Critical Accounting Policies and Use of Estimates

There have been no material changes in our critical accounting policies and use of estimates as described in our 2012 Annual Report on Form 10-K as filed with the Securities and Exchange Commission on February 22, 2013. 

 

Seasonality and Quarterly Fluctuations

Historically, our sales have been lower in the first and fourth quarters of each year due to consumer purchasing patterns during the holiday season, inclement weather in certain of our markets and the reduced number of business days during the holiday season. As a result, financial performance is expected to be lower during the first and fourth quarters than during the second and third quarters of each fiscal year.
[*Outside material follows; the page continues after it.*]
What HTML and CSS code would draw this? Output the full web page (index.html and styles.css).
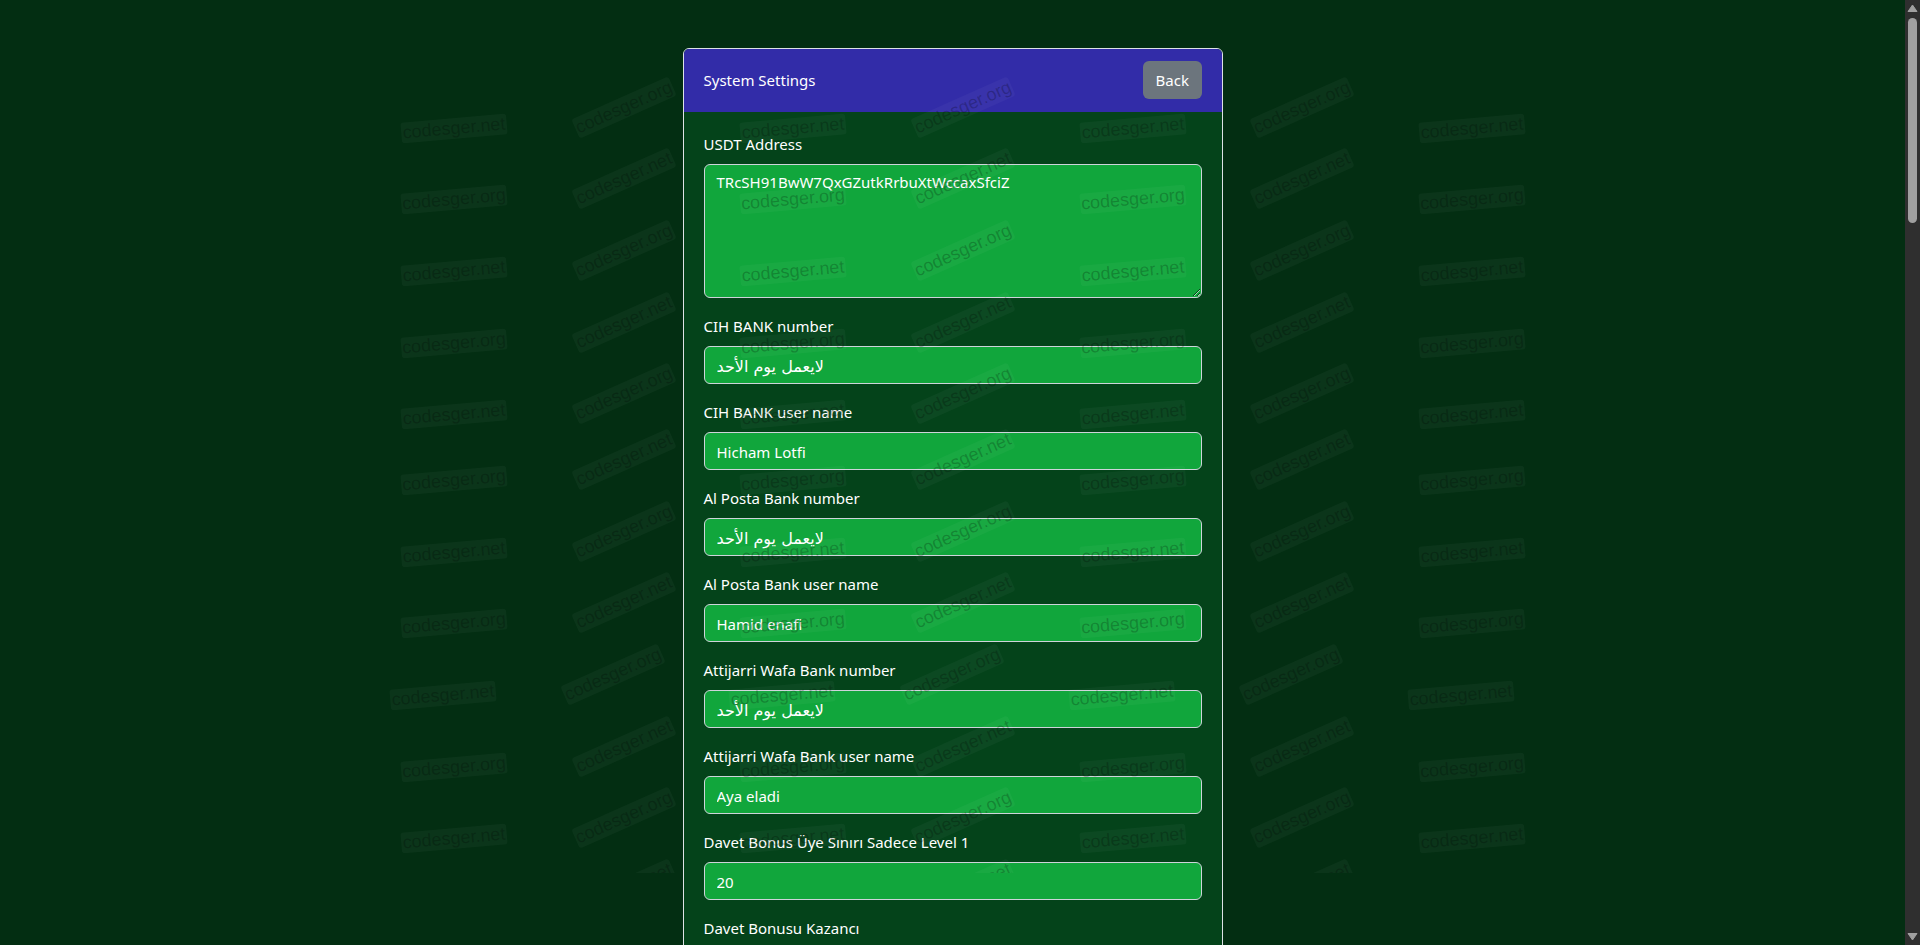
FILE: index.html
```html
<!DOCTYPE html>
<html>
  <head>
    <title>System Settings</title>
    <link rel="stylesheet" href="styles.css">
  </head>
  <body>
    <div class="container">
      <div class="card">
        <div class="card-header">
          <span class="card-title">System Settings</span>
          <a class="btn-back" href="#">Back</a>
        </div>
        <form class="card-body">
          <div class="field">
            <label for="usdt">USDT Address</label>
            <textarea id="usdt" rows="5">TRcSH91BwW7QxGZutkRrbuXtWccaxSfciZ</textarea>
          </div>
          <div class="field">
            <label for="cih-number">CIH BANK number</label>
            <input id="cih-number" class="arabic" type="text" value="لايعمل يوم الأحد">
          </div>
          <div class="field">
            <label for="cih-name">CIH BANK user name</label>
            <input id="cih-name" type="text" value="Hicham Lotfi">
          </div>
          <div class="field">
            <label for="posta-number">Al Posta Bank number</label>
            <input id="posta-number" class="arabic" type="text" value="لايعمل يوم الأحد">
          </div>
          <div class="field">
            <label for="posta-name">Al Posta Bank user name</label>
            <input id="posta-name" type="text" value="Hamid enafi">
          </div>
          <div class="field">
            <label for="wafa-number">Attijarri Wafa Bank number</label>
            <input id="wafa-number" class="arabic" type="text" value="لايعمل يوم الأحد">
          </div>
          <div class="field">
            <label for="wafa-name">Attijarri Wafa Bank user name</label>
            <input id="wafa-name" type="text" value="Aya eladi">
          </div>
          <div class="field">
            <label for="invite-limit">Davet Bonus Üye Sınırı Sadece Level 1</label>
            <input id="invite-limit" type="text" value="20">
          </div>
          <div class="field">
            <label for="invite-gain">Davet Bonusu Kazancı</label>
            <input id="invite-gain" type="text" value="">
          </div>
        </form>
      </div>
    </div>

    <!-- watermark stamps over the whole page -->
    <div class="watermark">
      <div class="mark-row"><span>codesger.org</span><span>codesger.net</span><span>codesger.org</span><span>codesger.net</span><span>codesger.org</span><span>codesger.net</span><span>codesger.org</span></div>
      <div class="mark-row"><span>codesger.net</span><span>codesger.org</span><span>codesger.net</span><span>codesger.org</span><span>codesger.net</span><span>codesger.org</span><span>codesger.net</span></div>
      <div class="mark-row"><span>codesger.org</span><span>codesger.net</span><span>codesger.org</span><span>codesger.net</span><span>codesger.org</span><span>codesger.net</span><span>codesger.org</span></div>
      <div class="mark-row"><span>codesger.net</span><span>codesger.org</span><span>codesger.net</span><span>codesger.org</span><span>codesger.net</span><span>codesger.org</span><span>codesger.net</span></div>
      <div class="mark-row"><span>codesger.org</span><span>codesger.net</span><span>codesger.org</span><span>codesger.net</span><span>codesger.org</span><span>codesger.net</span><span>codesger.org</span></div>
      <div class="mark-row"><span>codesger.net</span><span>codesger.org</span><span>codesger.net</span><span>codesger.org</span><span>codesger.net</span><span>codesger.org</span><span>codesger.net</span></div>
      <div class="mark-row mark-row-up"><span>codesger.org</span><span>codesger.net</span><span>codesger.org</span><span>codesger.net</span><span>codesger.org</span><span>codesger.net</span><span>codesger.org</span></div>
      <div class="mark-row"><span>codesger.net</span><span>codesger.org</span><span>codesger.net</span><span>codesger.org</span><span>codesger.net</span><span>codesger.org</span><span>codesger.net</span></div>
      <div class="mark-row"><span>codesger.org</span><span>codesger.net</span><span>codesger.org</span><span>codesger.net</span><span>codesger.org</span><span>codesger.net</span><span>codesger.org</span></div>
      <div class="mark-row mark-row-left"><span>codesger.net</span><span>codesger.org</span><span>codesger.net</span><span>codesger.org</span><span>codesger.net</span><span>codesger.org</span><span>codesger.net</span></div>
      <div class="mark-row"><span>codesger.org</span><span>codesger.net</span><span>codesger.org</span><span>codesger.net</span><span>codesger.org</span><span>codesger.net</span><span>codesger.org</span></div>
      <div class="mark-row"><span>codesger.net</span><span>codesger.org</span><span>codesger.net</span><span>codesger.org</span><span>codesger.net</span><span>codesger.org</span><span>codesger.net</span></div>
      <div class="mark-row"><span>codesger.org</span><span>codesger.net</span><span>codesger.org</span><span>codesger.net</span><span>codesger.org</span><span>codesger.net</span><span>codesger.org</span></div>
    </div>

    <!-- the window scrollbar, the capture does not paint a native one -->
    <div class="scrollbar">
      <svg class="scroll-arrow" viewBox="0 0 15 17"><path d="M7.500 5L12 11.500H3z" fill="#a0a0a0" stroke="#a0a0a0" stroke-linejoin="round"/></svg>
      <div class="scroll-thumb"></div>
      <svg class="scroll-arrow scroll-arrow-down" viewBox="0 0 15 17"><path d="M7.500 12L3 5.500H12z" fill="#a0a0a0" stroke="#a0a0a0" stroke-linejoin="round"/></svg>
    </div>
  </body>
</html>
```

FILE: styles.css
```css
html {
  background-color: #032e12;
}

body {
  margin: 0;
  padding-right: 15px;
  position: relative;
  font-family: "Noto Sans", sans-serif;
  font-size: 15px;
  line-height: 24px;
  color: #fff;
  background-color: #032e12;
}

.container {
  width: 540px;
  margin: 0 auto;
  padding: 48px 0;
}

.card {
  min-height: 4122px;
  background-color: #04431a;
  border: 1px solid #dee2e6;
  border-radius: 6px;
  overflow: hidden;
}

.card-header {
  display: flex;
  justify-content: space-between;
  align-items: center;
  padding: 12px 20px;
  background-color: #322ca8;
  border-bottom: 1px solid #322ca8;
}

.btn-back {
  padding: 7px 12.500px;
  line-height: 24px;
  color: #fff;
  text-decoration: none;
  background-color: #6c757d;
  border-radius: 6px;
}

.card-body {
  padding: 20px;
}

.field {
  margin-bottom: 16px;
}

.field label {
  display: block;
  margin-bottom: 8px;
}

.field input,
.field textarea {
  display: block;
  box-sizing: border-box;
  width: 100%;
  padding: 7px 12px 5px;
  font-family: inherit;
  font-size: inherit;
  line-height: 24px;
  color: #fff;
  background-color: #11a63c;
  border: 1px solid #ced4da;
  border-radius: 6px;
  outline: none;
}

.field textarea {
  height: 134px;
  padding-top: 5px;
  resize: vertical;
}

.field input.arabic {
  padding-top: 8px;
  padding-bottom: 4px;
  font-family: "DejaVu Sans", sans-serif;
  font-size: 16px;
}

.watermark {
  position: absolute;
  top: 72px;
  left: 369px;
  width: 1190px;
  height: 801px;
  overflow: hidden;
  pointer-events: none;
}

.mark-row {
  display: flex;
  height: 71.6px;
  align-items: center;
}

.mark-row:first-child {
  margin-top: -51px;
}

.mark-row-up {
  margin-top: -5.6px;
}

.mark-row-left {
  margin-left: -11px;
}

.mark-row span {
  flex: 0 0 106px;
  margin: 0 31.85px;
  height: 21px;
  font-family: "Liberation Sans", sans-serif;
  font-size: 18px;
  line-height: 21px;
  text-align: center;
  color: rgba(0, 0, 0, 0.22);
  background-color: rgba(255, 255, 255, 0.035);
  border-radius: 3px;
  transform: rotate(-5deg);
}

.mark-row span:nth-child(even) {
  transform: translateY(-21px) rotate(-24deg);
}

.scrollbar {
  position: fixed;
  top: 0;
  right: 0;
  bottom: 0;
  width: 15px;
  display: flex;
  flex-direction: column;
  background-color: #2f2f2f;
}

.scroll-arrow {
  display: block;
  flex: 0 0 17px;
  width: 15px;
  height: 17px;
}

.scroll-arrow-down {
  margin-top: auto;
}

.scroll-thumb {
  height: 205px;
  margin: 1px 3px 0;
  background-color: #a0a0a0;
  border-radius: 5px;
}
```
We believe that interest rates, levels of consumer debt, consumer confidence and manufacturer sales incentives, as well as general economic conditions, also contribute to fluctuations in sales and operating results.

 

Off-Balance Sheet Arrangements

We do not have any off-balance sheet arrangements that have or are reasonably likely to have a material current or future effect on our financial condition, changes in financial condition, revenues or expenses, results of operations, liquidity, capital expenditures or capital resources.

 

Item 3. Quantitative and Qualitative Disclosures About Market Risk

 

There have been no material changes in our reported market risks or risk management policies since the filing of our 2012 Annual Report on Form 10-K, which was filed with the Securities and Exchange Commission on February 22, 2013.

 

Item 4. Controls and Procedures

 

Evaluation of Disclosure Controls and Procedures

Our management evaluated, with the participation and under the supervision of our Chief Executive Officer and our Chief Financial Officer, the effectiveness of our disclosure controls and procedures as of the end of the period covered by this Quarterly Report on Form 10-Q. Based on this evaluation, our Chief Executive Officer and our Chief Financial Officer concluded that our disclosure controls and procedures are effective to ensure that information we are required to disclose in reports that we file or submit under the Securities Exchange Act of 1934 is accumulated and communicated to our management, including our Chief Executive Officer and our Chief Financial Officer, as appropriate to allow timely decisions regarding required disclosure and that such information is recorded, processed, summarized and reported within the time periods specified in Securities and Exchange Commission rules and forms.

 

Changes in Internal Control Over Financial Reporting

There was no change in our internal control over financial reporting that occurred during our last fiscal quarter that has materially affected or is reasonably likely to materially affect our internal control over financial reporting.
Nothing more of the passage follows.